A comprehensive validation of the ANN model against experimental measurements and FEM analysis was performed. Firstly, the experimental loads were fed into the ANN model to predict the load–deflection curves. Then, the ANN predictions were compared to the corresponding experimental measurements and FEM results, as illustrated in Figure 21, Figure 22, Figure 23 and Figure 24. It is worth noting that the experimental data used in FEM modeling pertained to the elastic stage of the structural behavior, i.e., before the structural failure threshold.

Based on Figure 21, Figure 22, Figure 23 and Figure 24, there is excellent agreement between the ANN predictions and the experimental measurements and FEM results.

For clarity and better understanding,

Table 6. Comparison of experimental measurements with ANN model for the investigated structure.

No. of Layers in the Face Sheets	Applied Load [N]	Maximum Deflection					Face Sheet Stress
		Experimental [mm]	FEM [mm]	ANN [mm]	Error (ANN vs. Exp. Test) [%]	Error (ANN vs. FEM) [%]	FEM [MPa]	ANN [MPa]	Error (ANN vs. FEM) [%]
3	842.691	5.28	5.00	5.064	4.16	1.26	150.1	140.7	6.21
4	1137.008	5.78	5.76	5.983	3.51	3.73	145.0	138.7	4.3
5	1310.127	6.29	5.80	6.199	1.54	6.44	122.6	124.1	1.26
6	1370.138	6.00	5.37	6.006	0.11	10.59	107.6	106.0	1.42

summarizes the ANN predictions at the maximum load point, including the associated differences between the ANN predictions, real experimental measurements and FEM results for the sandwich structure deflection and face sheet stress.

As can be seen from the table, the deflection values exhibited similar patterns, where the sandwich structures with face sheets comprising 3–6 layers were associated with comparable deflections.
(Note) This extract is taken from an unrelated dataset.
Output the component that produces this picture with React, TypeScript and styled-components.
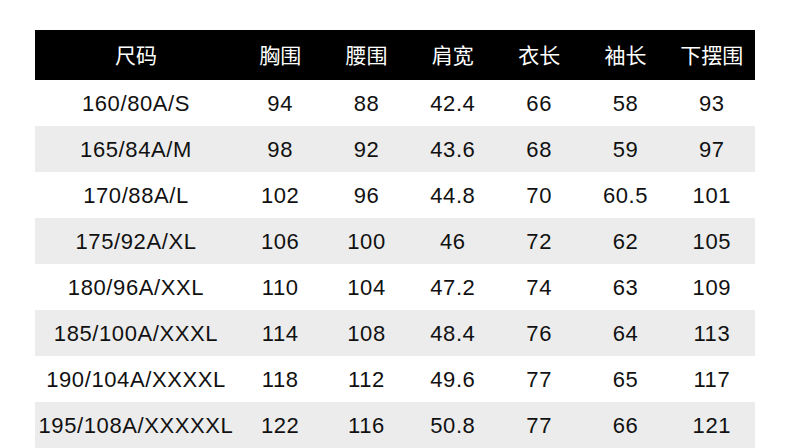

However, it is important to mention that the maximum applied loads were directly proportional to the number of layers in the face sheets. For example, the maximum sustained load was increased from 842.7 N to 1370.1 N as the number of face sheet layers increased from 3 to 6. In conclusion, the makeup of the face sheets has a significant influence on the total structural deflection. Meanwhile, the maximum stresses achieved by the face sheets were proportional to the number of layers within them. An increase in the number of WCFRP layers resulted in a reduction of stress in the face sheets. This can be explained by the enhancement of the load-carrying capacity, which was achieved by adding more layers to the face sheets. Therefore, thicker face sheets not only improve the stiffness of the structure but also provide lower stress concentrations and hence minimize the risk of structural failure under applied loads.
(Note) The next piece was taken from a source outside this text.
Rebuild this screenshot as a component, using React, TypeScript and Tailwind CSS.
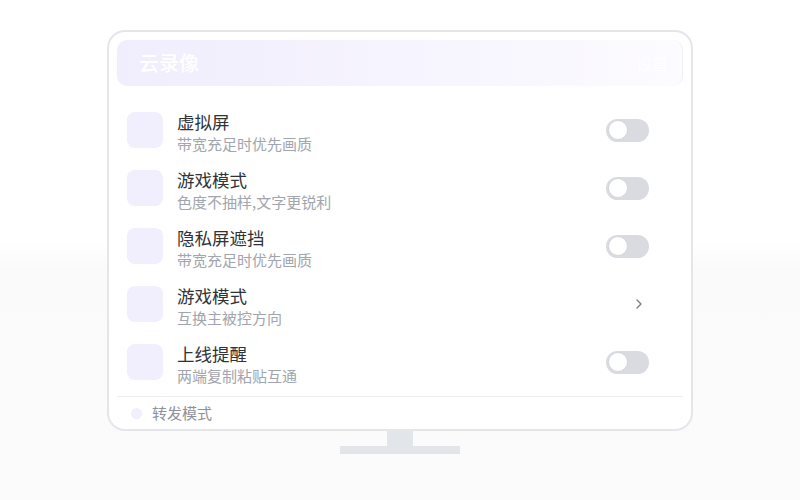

The ANN predictions in terms of maximum structural deflection and maximum face sheet stresses were also compared with the experimental measurements and FEM results. For structural deflection, the maximum deviations were approximately 4.16% and 10.5%, respectively. For the face sheets stresses, the ANN predictions showed good alignment with the FEM results, as the maximum difference was 6.21%. This behavior was consistent across all of the considered numbers of layers, underscoring the robustness of the ANN model.

6. Conclusions

This study investigated the application of an ANN for modeling composite sandwich structures. The analysis began by solving the analytical equations used during the design of the investigated structures under three-point bending. The design formulation was processed via MCS to generate a training dataset. Consequently, an ANN model was developed to address the composite sandwich structure problem under investigation. The data generated included different configurations of laminated face sheets, face sheet materials, honeycomb core types and applied loads. Subsequently, an artificial neural network was trained with the data from the previous step. A network model with three hidden layers, a Bayesian regularization (BR) backpropagation algorithm and 18 neurons for each hidden layer showed good prediction performance. The developed ANN model exhibited good accuracy in predicting the flexural behavior of the investigated sandwich structure. An FEM analysis was performed for the investigated sandwich structure with FML (hybrid) face sheets, and experimental measurements for the sandwich structure under three-point bending were conducted. The developed ANN demonstrated good agreement with FEM results and experimental measurements.

Consequently, the proposed ANN model has proved to be a reliable tool for structural engineering applications, offering an effective alternative to traditional modeling methods. This highlights the main added value of this study, which is the development of a detailed framework for utilizing ANNs in sandwich structure analysis, data generation, model training and validation procedures. The current study bridges the gap between theory and practice, as it integrates computational models (ANN and FEM) with experimental validation, creating a valuable link between theoretical predictions and real-world structural behavior.

In conclusion, this study provides a framework that can be used as a reference for further research efforts and promotes the integration of machine learning techniques into structural engineering.